O BMV fechou outra parceria importante com o Sebrae do Mato Grosso, que mantém um Centro de Sustentabilidade em Cuiabá com arquitetura inspirada nas ocas indígenas dos povos do Xingu. Em dezembro de 2020, a instituição fez um projeto-piloto de certificação com o selo Tesouro Verde direcionado a 35 pequenas empresas do Estado do setor de turismo, alimentação e produção de leite. Segundo Marisbeth Gonçalves, analista de negócios do Sebrae em Cuiabá, o selo representa a oportunidade de um novo modelo de negócios totalmente alinhado com as metas globais para sustentabilidade do planeta. O Sebrae investiu R$ 484,3 mil no projeto, que representou 1.779 tCO2e.
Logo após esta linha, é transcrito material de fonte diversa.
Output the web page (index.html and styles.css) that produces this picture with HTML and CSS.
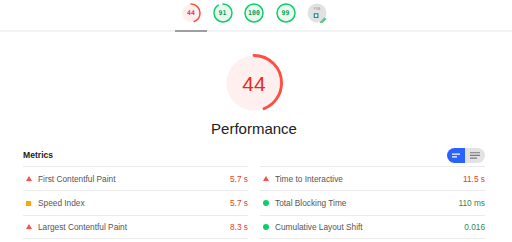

A pousada Aymara Lodge Pantanal, em Poconé (MT), foi uma das beneficiadas pelo projeto do Sebrae. Lisa Canavarros, a proprietária, diz que a obtenção do selo Tesouro Verde trouxe uma valorização maior aos serviços da pousada, que já tem foco na preservação da natureza. “Com o selo, mostramos aos nossos clientes que é possível gerar emprego, renda, qualificar a mão-de-obra e ainda preservar a natureza.”

As empresas certificadas com o selo não se restringem à região Centro-Norte. Com sede na capital paulista e operação em todo o país, a Ecoassist, empresa de descarte ecológico, também aderiu ao selo Tesouro Verde no ano passado. “Nosso serviço já é voltado para preservação do meio ambiente, mas sabemos que nosso trabalho de logística reversa polui. Pesquisei muito as empresas que trabalham com iniciativa de preservação ambiental, mas há muitos amadores no mercado. Fechei com a BMV por ser um programa certificado, reconhecido no mercado e com tecnologia de blockchain”, diz o diretor-geral Eber Souza.

A Ecoassit, que tem entre seus clientes 30 empresas de grande porte do setor de seguros e assistência, fez contrato mensal com a BMV para a compra de créditos de floresta compensadores da sua logística, que inclui cerca de 4.000 viagens por mês para coleta de móveis, eletrodomésticos e outros objetos para descarte em todo o país, sendo 80% nos Estados de São Paulo e Rio de Janeiro. “Com o selo vamos comunicar aos nossos clientes que seus produtos foram descartados de forma ecologicamente correta.”